Firstly: do NOT use the gain sliders (at the beginning of each track) to adjust volume. This will bite you in the butt later. Especially when you have lots of different audiofiles on one track (which I have).
This might work if you have maybe one or two tracks. But in my case, adding different audio files (with different volumes!) to the same track; the gain slider becomes useless. This is the reason I five tracks, I used the gain slider on one of the tracks in the beginning. I later found out that this was a dumb move and it was too much work to retweak the volume of the audiotracks, so I left the gain as it was, and started a new track.
The tip is: use effects to change the volume of audiofiles!
Note: For all of the effects to work you first need to select (part) of a track or audiofile.
Amplify voice tracks (especially), and always use the recommended setting. Audacity knows how much it can amplify. Do this.
Under Effect -> Volume and compression.
Compress with -30 / -60 / 3:1 / 0.10 / 1.0. I picked these settings up from here.
This will top off peaks, and boost your voice tracks to a maximum for much louder and clearer sound.
Under Effect -> Volume and compression.
Effects: Fade-in / Fade-out
Use these to fade tracks in and out. Or crossfade tracks.
Select part of a track and select either In or Out.
Use longer or shorter stretches, listen to what sounds right.
If you want to reduce volume, use this. Play around with the setting. Again: do not use the gain sliders. The great thing is (as with most effects) you can use it on parts of an audiofile. Just select the part you want to normalize or amplify.
Also: see the Envelope Tool below (I did not know about this tool after finishing my project).
Export to MP3
I use the default settings. Audacity does the mix for you when you export your project (File->Export->Export as MP3). So I don’t mix everything down to one file before exporting (Tracks->Mix), there is no reason and you can’t really tweak your project anymore afterwards.
Overall Audacity does a good job of creating a good mix.
Things I later learned
After I finished the project I was pretty happy with the result but I picked up two new tips from this great YouTube video:
I have not used the next two effects, but for a next project I definitely might.
Effects: Auto Duck
Duck part of a track so the volume is lower. Great for voice-overs.
With the Envelope Tool (F2) you can drag and slide the volume of an audio file. Amazing.
One thing I wish I knew
Audacity is really good, I love it. There is one thing however — I am pretty sure there probably is a shortcut for — but I have not figured it out yet.

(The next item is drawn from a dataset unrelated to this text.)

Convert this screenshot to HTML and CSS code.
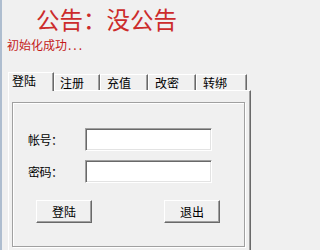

When cutting an audiofile at the end or beginning (which I did a lot near the end of the project), the length of the audiofile shrinks and the audiofile MOVES to fill the newly created gap! But every other track/audiofile after does not move. So I wish I knew how to automatically move ALL tracks and audiofiles over to fill the newly created gap all while keeping all the tracks correctly aligned.
What I do now is (after the cut) select everything (with my mouse) and move it to fill the gap. Seems there should be an easier way to do this.